Compliance issues will be with us indefinitely and in order to retain the achievements made thus far and be able to make further in-roads both in terms of regulatory compliance and IT process improvement, budgets must be allocated to ensure that these activities can be sustained.
The Investment Thus Far
First off, the Sarbanes-Oxley Act was passed by the U.S. Congress to protect investors from the possibility of fraudulent accounting activities by corporations. The legislation deals with security regulations, such as disclosure rules, auditor regulations and increased corporate responsibility for fraud.
Financial Executives International, a financial trade association with 15,000 members, did a survey this past July of 224 of those members with sales of more than $2.5 billion. The study shows that to deal with Sarbanes-Oxley, large firms will spend $3.14 million on average or approximately 0.126 percent of sales. The SEC puts the bill at $4 billion for all firms.
Bear in mind that different groups have different projections, but most seem to have a common theme -- the cost projections are increasing. At the same time, the trade press has plenty of articles about system implementation freezes in the fourth quarter, and projects being cancelled in order for IT to work on SOx.

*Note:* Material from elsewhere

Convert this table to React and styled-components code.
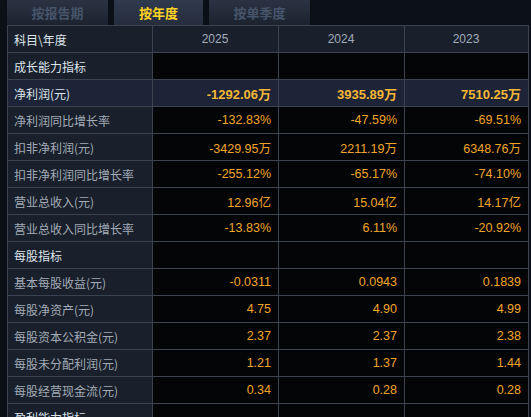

All these messages are telling us two things: First, large sums of hard cash are being spent on labor, tools and training to get ready for the end of year one. Second, there are very real economic opportunity costs that are being incurred, as well.
In other words, there are finite resources in any organization and SOx is being done at the expense of something else not being done. Upon reflection of these two elements, organizations that have varying degrees of resource constraints need to seriously consider if they can sustain their compliance efforts next year.
Granted, the resources required for SOx compliance will change, but how will they change?
By saying that the money spent on SOx compliance is an investment is being done on purpose.
Monies were outlaid to ensure that the organization's risks were mitigated and that proper controls are in place to ensure, at a minimum, the integrity of the financial reports. Failure to budget sufficient funds for future efforts risks the viability of past work going forward and could cause the organization to suffer fines, public embarrassment, real fraud, and mistakes that could have been prevented. At the very least, companies could suffer the needless additional expense of recreating work that was already done and then lost due to poor planning and insufficient funding.
Considerations for Year 2...
We can quickly draw up a list of items that need to be considered for budgeting purposes. Not all of these areas will apply and the intent of the list is to generate discussion about what does need to be considered. Areas to review include:
If you have a control map that outlines the various detail controls, consider creating a matrix with the controls as rows and a list of the functional areas as columns. In each intersecting cell, record the various outlays needed. The intent of the thought process is to ensure that sufficient funds are identified for discussion during the budgetary process.
Funding is a vital element of sustaining a control environment. Without adequate funds, there will continue to be elevated thrashing of resources between projects, projects not being completed, etc. It is critical that management review requirements and plan accordingly to ensure that compliance is sustained.